We get to be people now. Not everywhere, not everybody, but now we get to operate as people. I think it affects everyone. The traditional man and woman — dude makes decision and goes to work, woman has babies — that has broken down for so many people. That model is different. This actually isn’t the ’50s, Donald Trump, and there’s no reason to make America great again. We’re great now, and we’re getting better. Marriage equality allows for more space so that everybody can breathe. Do people have to get married? Absolutely not! But I think it’s allowed for a conversation about what is expected based on your sex and gender roles, who’s going to earn what, how you’re going to have children, if you want to have children… I think it’s exploded that conversation in a positive way for everyone.

You and Rhea are working on a show for Seeso. Is that going to be a sitcom?

Yes! I believe it will be coming out in the summer. Right now we’re in the writing process.
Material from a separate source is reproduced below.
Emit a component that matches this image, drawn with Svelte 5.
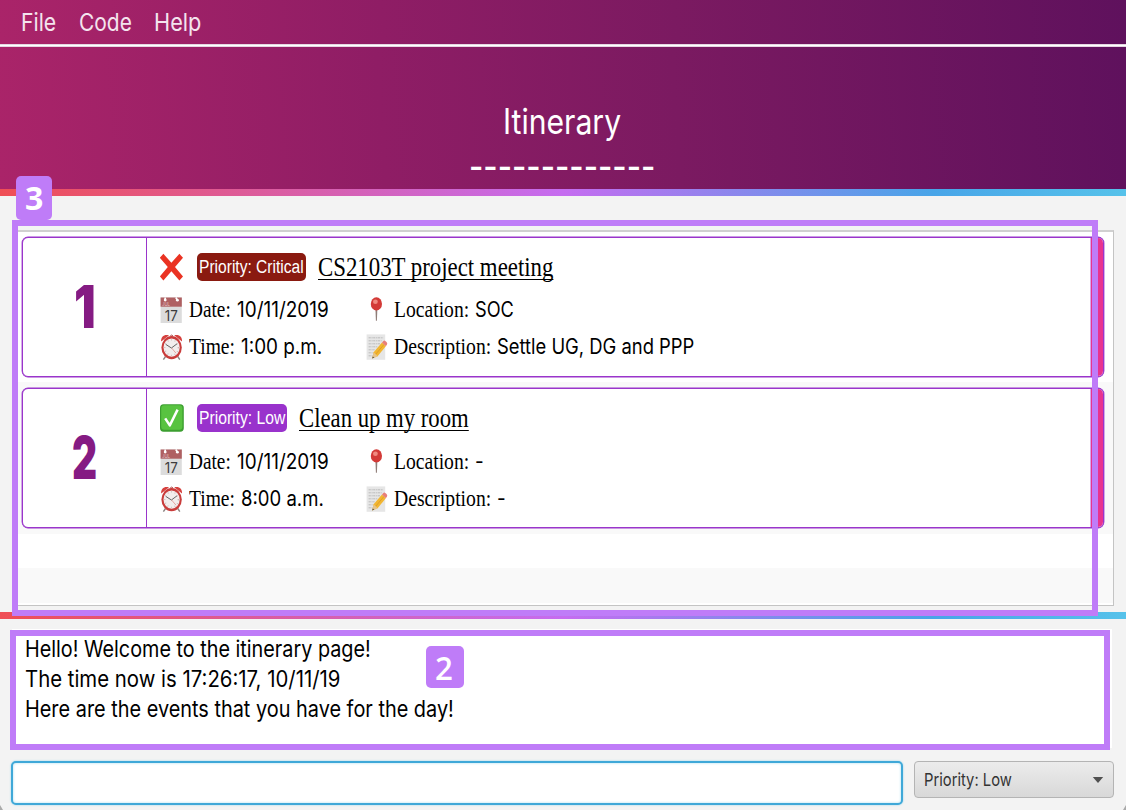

It’s so intense. We’ve got two weeks left of writing and then we start shooting, so we’re in the thick of it right now. It’s pretty awesome, I’ll say that much. I’ve never done this before. This is my first experience with this and I kind of love it.

And then you’ll give yourself a break at some point, right?

Never! No, terrible idea. I am the worst at protecting my own time and living like a person. Rhea is way better at that, thank God for her. I have to just do it. I have to get out of here. Maybe have dinner.